Re: [RFC PATCH 0/4] memory tiering fairness by per-cgroup control of promotion and demotion

Kaiyang Zhao <kaiyang2@xxxxxxxxxx> · Fri, 11 Oct 2024 20:51:15 +0000

Adding some preliminary results from testing on a *real* system with CXL
memory.

The system has 256GB local DRAM + 64GB CXL memory. We used a microbenchmark
that allocates memory and accesses it at tunable hotness levels. We ran 3 such
microbenchmarks in 3 cgroups. The first container has 2 times the access
hotness than the second and the third container. All containers have a 100GB
memory.low set, meaning that ~82GB of local DRAM usage is protected.

Case 1 Container 1: Uses 120GB Container 2: Uses 40GB Container 3: Uses 40GB

Without fairness patch: same as with fairness.

With fairness patch: Container 1 has 120GB in local DRAM. Container 2 and 3
each have 40GB in local DRAM. As long as DRAM memory is not under pressure,
containers can exceed the lower guarantee and put everything in DRAM.

Case 2: Container 1: Uses 120GB Container 2: Uses 90GB Container 3: Uses 90GB

Without fairness patch: Container 1 gets 120GB in local DRAM, and Container 2
and 3 are stuck with ~65GB in local DRAM since they have colder data.

With fairness patch: Container 1 starts early and gets all 120GB in DRAM
memory. As container 2 and 3 start, they initially each get ~65GB in DRAM and
~25GB in CXL memory. Promotion attempts trigger local memory reclaim by kswapd,
which trims the DRAM usage by container 1 and increases the DRAM usage of
container 2 and 3. Eventually, the usage of DRAM memory for all 3 containers
converges at ~82GB, and the excess unprotected usage of 3 containers is in CXL
memory.

Case 3:

Container 1: Uses 120GB Container 2: Uses 70GB Container 3: Uses 70GB

Without fairness patch: Container 1 gets 120GB in local DRAM, and Container 2
and 3 are stuck with ~65GB in local DRAM since they have colder data.

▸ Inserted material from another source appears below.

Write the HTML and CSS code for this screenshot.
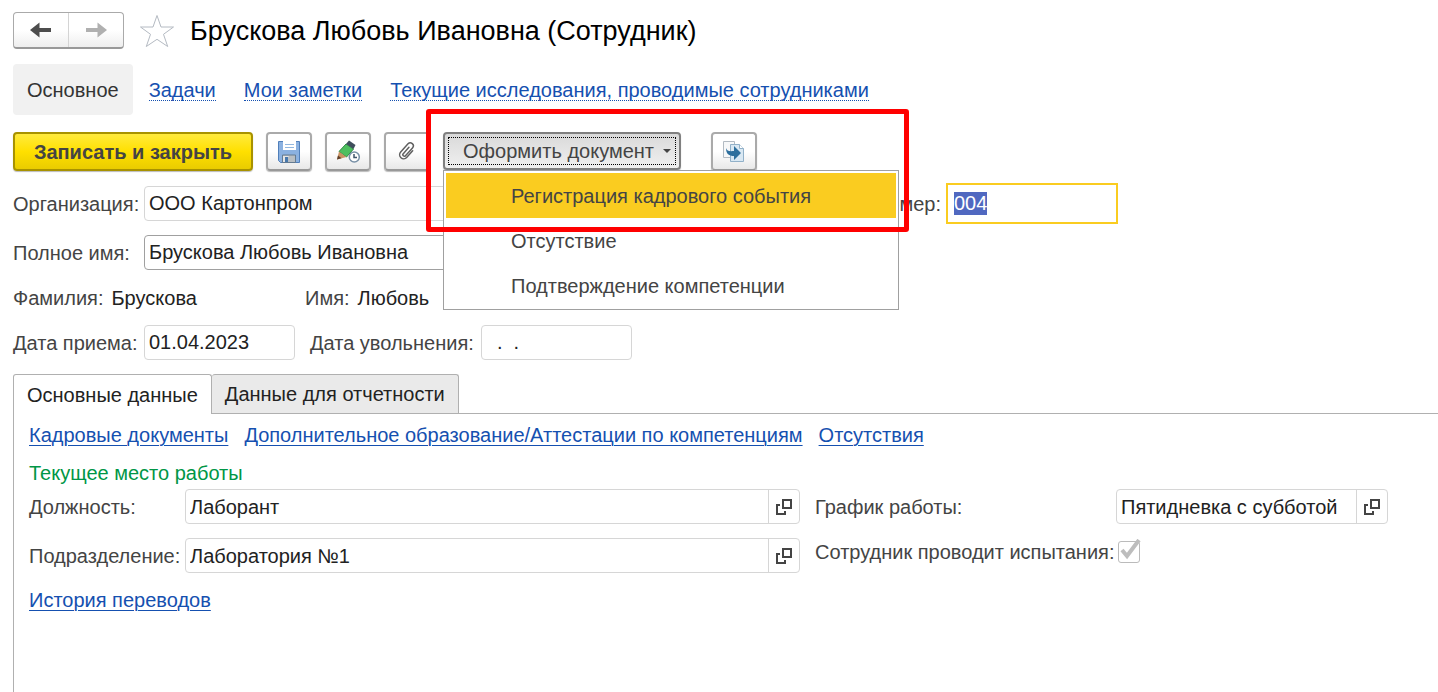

With fairness patch: While the total memory demand exceeds DRAM capacity, at
the stable state, Container 1 is still able to get ~105GB in local DRAM, more
than the lower guarantee. Meanwhile, all memory usage by Container 2 and 3 are
protected from the noisy neighbor Container 1 and resides in DRAM only.

We’re working on getting performance data from more benchmarks and also Meta’s
production workloads. Stay tuned for more results!